Using modern cement mortar on a 19th-century wall? That’s like slapping a polyester patch on a wool coat, it just doesn’t breathe the same.
Here’s what to consider:
- Lime Mortar Only – Use it on any building pre-1920 unless specified otherwise
- Match the Colour and Texture – Use pigments and test batches to get it right
- Respect Brick Hardness – Soft bricks can’t handle hard mortar
- Use Traditional Tools – They give better control over the joint finish
Bad restoration isn’t just visible, it can be destructive. Trapped moisture in old walls can freeze and expand, pushing bricks out of alignment or causing deep cracks.

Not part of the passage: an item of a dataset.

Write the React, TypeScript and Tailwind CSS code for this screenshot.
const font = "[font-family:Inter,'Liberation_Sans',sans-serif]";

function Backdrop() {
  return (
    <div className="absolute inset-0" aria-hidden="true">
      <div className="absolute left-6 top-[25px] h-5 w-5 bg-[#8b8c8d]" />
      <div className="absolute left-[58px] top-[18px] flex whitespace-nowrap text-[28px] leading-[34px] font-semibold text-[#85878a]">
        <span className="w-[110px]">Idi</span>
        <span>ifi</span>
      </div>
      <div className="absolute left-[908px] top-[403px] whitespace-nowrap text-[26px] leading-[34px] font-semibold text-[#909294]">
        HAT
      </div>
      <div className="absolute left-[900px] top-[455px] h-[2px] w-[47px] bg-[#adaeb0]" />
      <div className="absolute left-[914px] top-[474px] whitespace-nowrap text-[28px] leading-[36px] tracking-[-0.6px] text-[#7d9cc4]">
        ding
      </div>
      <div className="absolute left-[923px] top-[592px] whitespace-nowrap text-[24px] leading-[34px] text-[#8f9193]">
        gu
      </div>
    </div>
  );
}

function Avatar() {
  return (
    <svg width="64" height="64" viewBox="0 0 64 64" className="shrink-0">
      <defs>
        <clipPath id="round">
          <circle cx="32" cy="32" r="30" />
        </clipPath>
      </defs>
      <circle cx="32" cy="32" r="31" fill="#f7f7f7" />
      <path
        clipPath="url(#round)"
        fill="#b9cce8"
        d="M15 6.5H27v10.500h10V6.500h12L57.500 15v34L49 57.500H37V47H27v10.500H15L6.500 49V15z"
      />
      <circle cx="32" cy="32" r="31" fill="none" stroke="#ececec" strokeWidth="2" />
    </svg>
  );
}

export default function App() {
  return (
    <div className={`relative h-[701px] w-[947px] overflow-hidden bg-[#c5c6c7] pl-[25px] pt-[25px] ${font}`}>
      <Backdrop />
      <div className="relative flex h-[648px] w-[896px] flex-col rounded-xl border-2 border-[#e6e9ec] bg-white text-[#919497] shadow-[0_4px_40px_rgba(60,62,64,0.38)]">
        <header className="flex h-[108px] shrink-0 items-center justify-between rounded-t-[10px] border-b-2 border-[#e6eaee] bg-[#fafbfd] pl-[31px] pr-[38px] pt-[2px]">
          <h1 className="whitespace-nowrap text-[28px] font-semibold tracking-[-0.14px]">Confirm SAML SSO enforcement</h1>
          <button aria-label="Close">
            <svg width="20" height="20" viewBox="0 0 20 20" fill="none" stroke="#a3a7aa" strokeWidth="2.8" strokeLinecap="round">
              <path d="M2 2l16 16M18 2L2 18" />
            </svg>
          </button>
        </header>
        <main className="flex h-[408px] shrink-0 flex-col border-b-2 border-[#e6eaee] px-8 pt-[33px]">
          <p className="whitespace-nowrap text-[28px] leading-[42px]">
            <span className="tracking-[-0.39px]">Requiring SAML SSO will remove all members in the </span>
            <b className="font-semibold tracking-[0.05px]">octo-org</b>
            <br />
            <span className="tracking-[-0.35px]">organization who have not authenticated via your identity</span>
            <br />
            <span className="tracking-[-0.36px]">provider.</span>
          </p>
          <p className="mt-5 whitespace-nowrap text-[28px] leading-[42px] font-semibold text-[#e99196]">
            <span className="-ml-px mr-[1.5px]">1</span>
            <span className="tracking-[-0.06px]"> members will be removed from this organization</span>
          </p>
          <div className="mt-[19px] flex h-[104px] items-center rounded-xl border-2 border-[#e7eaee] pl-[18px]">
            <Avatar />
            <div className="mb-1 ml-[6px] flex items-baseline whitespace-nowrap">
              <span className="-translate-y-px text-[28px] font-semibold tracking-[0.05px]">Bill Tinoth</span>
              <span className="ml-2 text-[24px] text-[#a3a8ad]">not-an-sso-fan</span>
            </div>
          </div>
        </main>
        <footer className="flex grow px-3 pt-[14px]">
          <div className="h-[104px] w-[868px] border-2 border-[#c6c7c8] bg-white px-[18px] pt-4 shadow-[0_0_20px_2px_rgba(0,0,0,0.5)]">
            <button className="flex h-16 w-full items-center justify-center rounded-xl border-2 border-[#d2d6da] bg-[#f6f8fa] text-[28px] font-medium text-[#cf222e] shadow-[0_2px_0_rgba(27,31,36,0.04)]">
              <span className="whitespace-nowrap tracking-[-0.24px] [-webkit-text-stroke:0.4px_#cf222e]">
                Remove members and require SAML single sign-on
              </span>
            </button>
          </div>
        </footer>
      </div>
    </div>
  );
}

If you’re not 100% sure what mortar to use, consult local conservation officers or heritage masons. This is where experience trumps shortcuts.
Mortar Lifespan, Maintenance & Repointing
No mortar lasts forever. Even the best job will need a revisit down the line.
General Lifespan:
- Cement-based mortar: 20–30 years
- Lime mortar: Can last over a century if maintained
When to Repoint:
- Gaps > 5mm
- Hollow-sounding joints
- Loose debris falling from the bed
Repointing Tips:
- Use matching mortar (in both strength and colour)
- Only repoint what’s needed, overdoing it can damage the bricks
- Pick the right season: avoid frost, rain, and direct sun during curing
A well-maintained joint not only looks sharp but keeps your structure safe from the elements. It’s small work that makes a big difference.
Want to level up your mortar game? Tradefox is a brilliant training platform for builders and bricklayers looking to sharpen their real-world skills, from mixing ratios to mastering the trowel.
They can be a goldmine for beginners who are just getting started
Final Thoughts
Mortar holds more than bricks, it holds the story of a building. Whether you’re starting from scratch or preserving a slice of history, the right mortar mix can make or break your project.
Think of it not as background material, but as a co-star in the performance. Strength, flexibility, and breathability all matter. And when in doubt? Mix conservatively, test thoroughly, and lean on old-school techniques.
Choose wisely. Lay smart. Built to last.